Filmmaker duo Raj Nidimoru and Krishna D.K. knew from the beginning that The Family Man (Amazon Prime) was more of a series idea than a film one “because in a series you follow a character or a theme and the canvas is much wider”. Also, they do not agree with people who say that an original film idea was later made into a series. “Writing itself is a humongous task, especially because one has to have all the elements of a potboiler that lasts not for 90 minutes, but for 450-500 minutes,” they say. “It is like writing a novel or playing a five-day test match compared with a one-day match.” The duo wrote all the ten episodes at one stretch and shot it like a film. “If we had much more luxury of budget, then we would have shot episode [by episode],” they say. “But we did not want to shoot for weeks because then we would have shot five times the length of a film in terms of shooting days.” For a film, they would have shot for 250 days, but the series was shot in a record 77 days.

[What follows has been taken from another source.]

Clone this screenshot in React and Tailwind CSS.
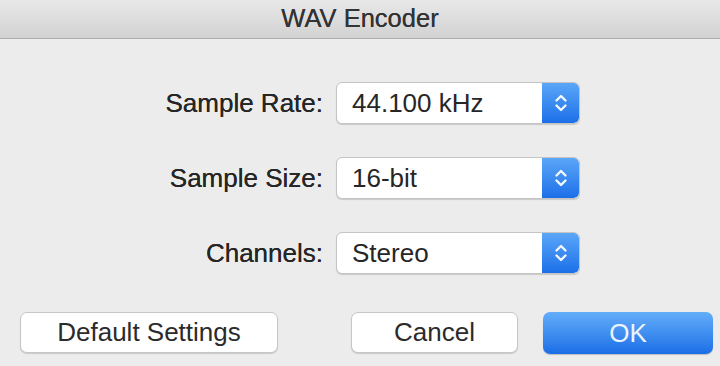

Amrita Goswami, commissioning editor, fiction, MX Player, says that with more and more web series being made and platforms being launched, “things have become much more transparent, professional and streamlined”. “Everything is on paper, with the timelines and deliverables and payments assured,” she says. “We get over 50 story pitches every single week, which I think must be more than the volume of story ideas pitched to a Bollywood studio.”

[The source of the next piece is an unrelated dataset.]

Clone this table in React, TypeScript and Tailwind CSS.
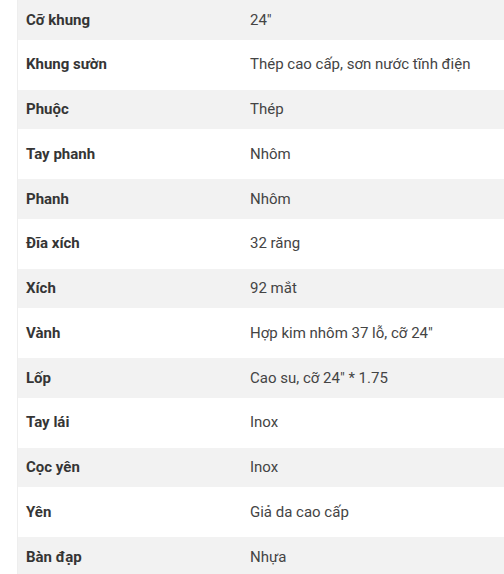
const specs: [string, string][] = [
  ['Cỡ khung', '24"'],
  ['Khung sườn', 'Thép cao cấp, sơn nước tĩnh điện'],
  ['Phuộc', 'Thép'],
  ['Tay phanh', 'Nhôm'],
  ['Phanh', 'Nhôm'],
  ['Đĩa xích', '32 răng'],
  ['Xích', '92 mắt'],
  ['Vành', 'Hợp kim nhôm 37 lỗ, cỡ 24"'],
  ['Lốp', 'Cao su, cỡ 24" * 1.75'],
  ['Tay lái', 'Inox'],
  ['Cọc yên', 'Inox'],
  ['Yên', 'Giả da cao cấp'],
  ['Bàn đạp', 'Nhựa'],
];

export default function App() {
  return (
    <div className="h-[574px] overflow-hidden bg-white pl-[17px] font-['Roboto',sans-serif] text-[15px]">
      <div className="border-l border-[#eeeeee]">
        {specs.map(([label, value], i) => (
          <div
            key={label}
            className={
              i % 2 === 0
                ? 'flex h-[39.5px] items-center bg-[#f2f2f2]'
                : 'flex h-[50px] items-center bg-white'
            }
          >
            <div className="w-[232px] pl-[8px] font-bold text-[#353535]">{label}</div>
            <div className="flex-1 text-[#444444]">{value}</div>
          </div>
        ))}
      </div>
    </div>
  );
}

But with the rise of OTT platforms, experts say that theatrical films will start going the global way, wherein films will be big-scale, artsy and be more and more about the experience such as Baahubali. Having said that, “gradually, even a Shah Rukh Khan will be seen dabbling in a web series,” says Basu. “That is where all the new-age employment seems to be heading and that is where good money will come from.”